== Problem details ==
Output every line of the material exactly, omitting images.

Interface markup and scripts
** start **

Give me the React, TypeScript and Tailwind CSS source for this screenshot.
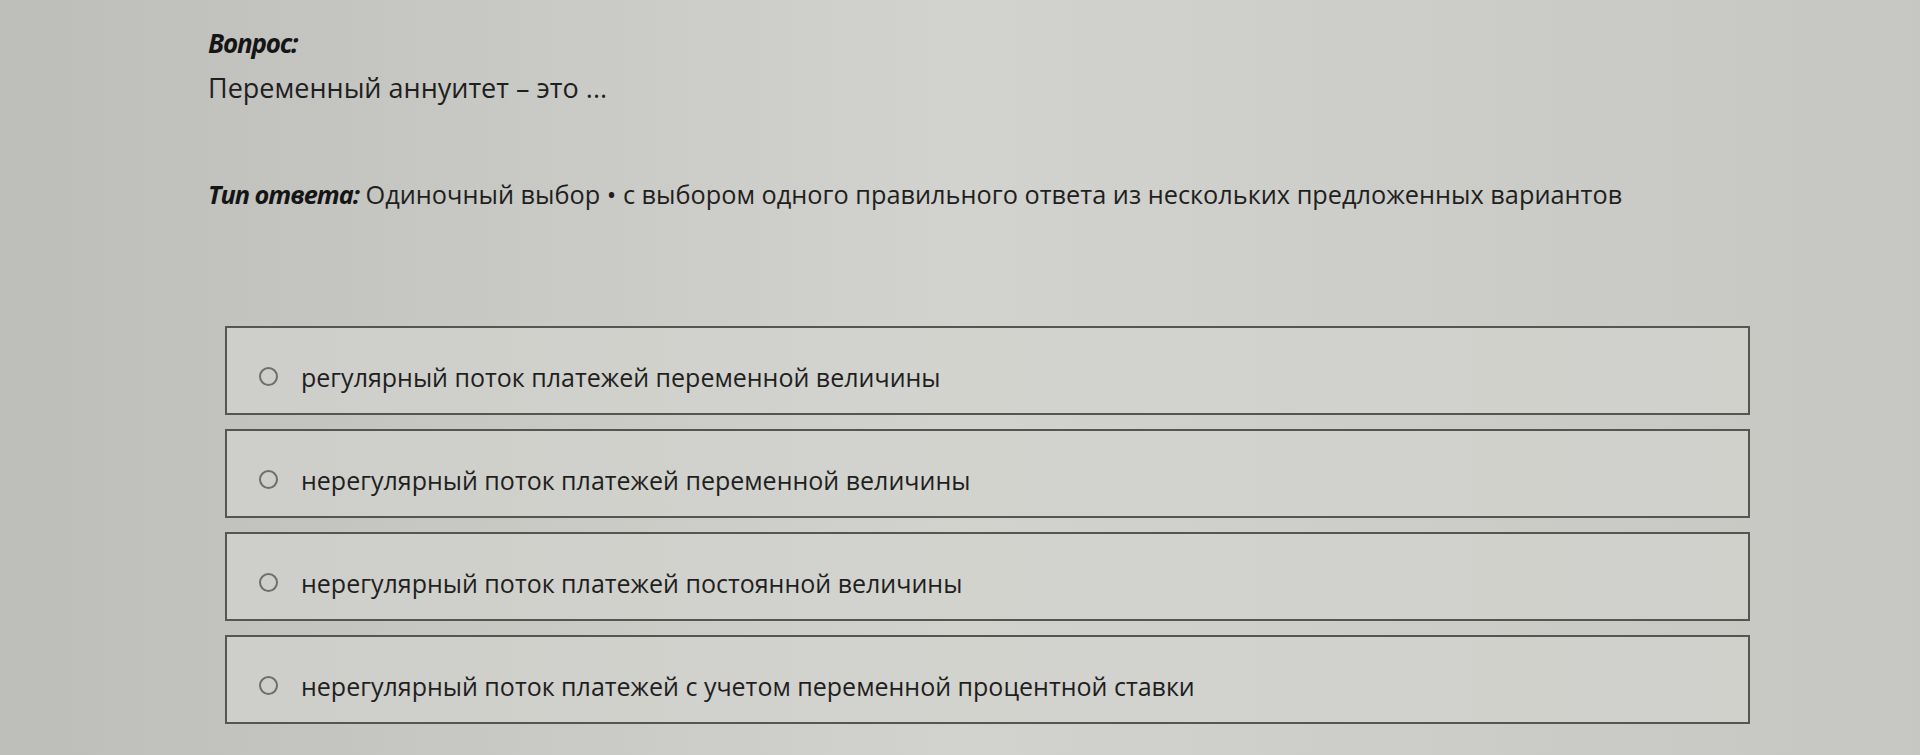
const options = [
  "регулярный поток платежей переменной величины",
  "нерегулярный поток платежей переменной величины",
  "нерегулярный поток платежей постоянной величины",
  "нерегулярный поток платежей с учетом переменной процентной ставки",
]

const Radio = () => (
  <span className="block w-[19px] h-[19px] rounded-full border-2 border-[#6e6e6c] shrink-0" />
)

export default function App() {
  return (
    <div
      className="min-h-screen w-full bg-gradient-to-r from-[#bdbdb9] via-[#d2d2ce] to-[#c6c6c2] text-[#1f1f1f] pl-[208px] pt-[25px] pb-[30px]"
      style={{ fontFamily: '"Open Sans", "Noto Sans", sans-serif' }}
    >
      <div className="text-[26px] leading-[36px] font-bold italic tracking-[-1.2px] text-[#151515]">
        Вопрос:
      </div>
      <div className="mt-[7px] text-[27px] leading-[40px]">Переменный аннуитет – это ...</div>

      <div className="mt-[66px] text-[25.3px] leading-[40px]">
        <span className="font-bold italic tracking-[-1px] text-[#151515]">Тип ответа:</span>{" "}
        Одиночный выбор • с выбором одного правильного ответа из нескольких предложенных вариантов
      </div>

      <div className="mt-[112px] ml-[17px] w-[1525px] flex flex-col gap-[14px]">
        {options.map((option) => (
          <label
            key={option}
            className="h-[89px] flex items-center pt-[12px] pl-[32px] gap-[23px] border-2 border-[#555552] bg-[#d3d3cf]/70 cursor-pointer"
          >
            <Radio />
            <span className="text-[25px] leading-[36px]">{option}</span>
          </label>
        ))}
      </div>
    </div>
  )
}
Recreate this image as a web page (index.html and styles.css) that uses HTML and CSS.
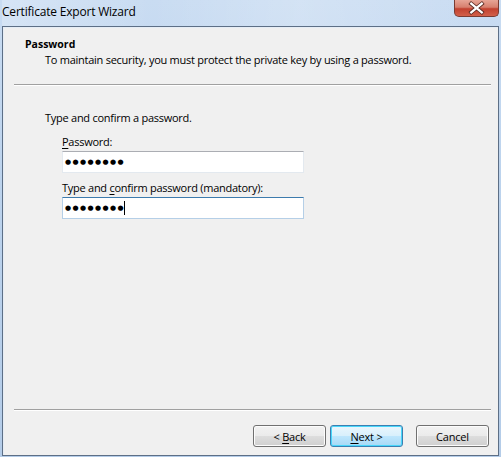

** end **

== Completed exercise ==
Give me the React, TypeScript and Tailwind CSS source for this screenshot.
const options = [
  "регулярный поток платежей переменной величины",
  "нерегулярный поток платежей переменной величины",
  "нерегулярный поток платежей постоянной величины",
  "нерегулярный поток платежей с учетом переменной процентной ставки",
]

const Radio = () => (
  <span className="block w-[19px] h-[19px] rounded-full border-2 border-[#6e6e6c] shrink-0" />
)

export default function App() {
  return (
    <div
      className="min-h-screen w-full bg-gradient-to-r from-[#bdbdb9] via-[#d2d2ce] to-[#c6c6c2] text-[#1f1f1f] pl-[208px] pt-[25px] pb-[30px]"
      style={{ fontFamily: '"Open Sans", "Noto Sans", sans-serif' }}
    >
      <div className="text-[26px] leading-[36px] font-bold italic tracking-[-1.2px] text-[#151515]">
        Вопрос:
      </div>
      <div className="mt-[7px] text-[27px] leading-[40px]">Переменный аннуитет – это ...</div>

      <div className="mt-[66px] text-[25.3px] leading-[40px]">
        <span className="font-bold italic tracking-[-1px] text-[#151515]">Тип ответа:</span>{" "}
        Одиночный выбор • с выбором одного правильного ответа из нескольких предложенных вариантов
      </div>

      <div className="mt-[112px] ml-[17px] w-[1525px] flex flex-col gap-[14px]">
        {options.map((option) => (
          <label
            key={option}
            className="h-[89px] flex items-center pt-[12px] pl-[32px] gap-[23px] border-2 border-[#555552] bg-[#d3d3cf]/70 cursor-pointer"
          >
            <Radio />
            <span className="text-[25px] leading-[36px]">{option}</span>
          </label>
        ))}
      </div>
    </div>
  )
}
Recreate this image as a web page (index.html and styles.css) that uses HTML and CSS.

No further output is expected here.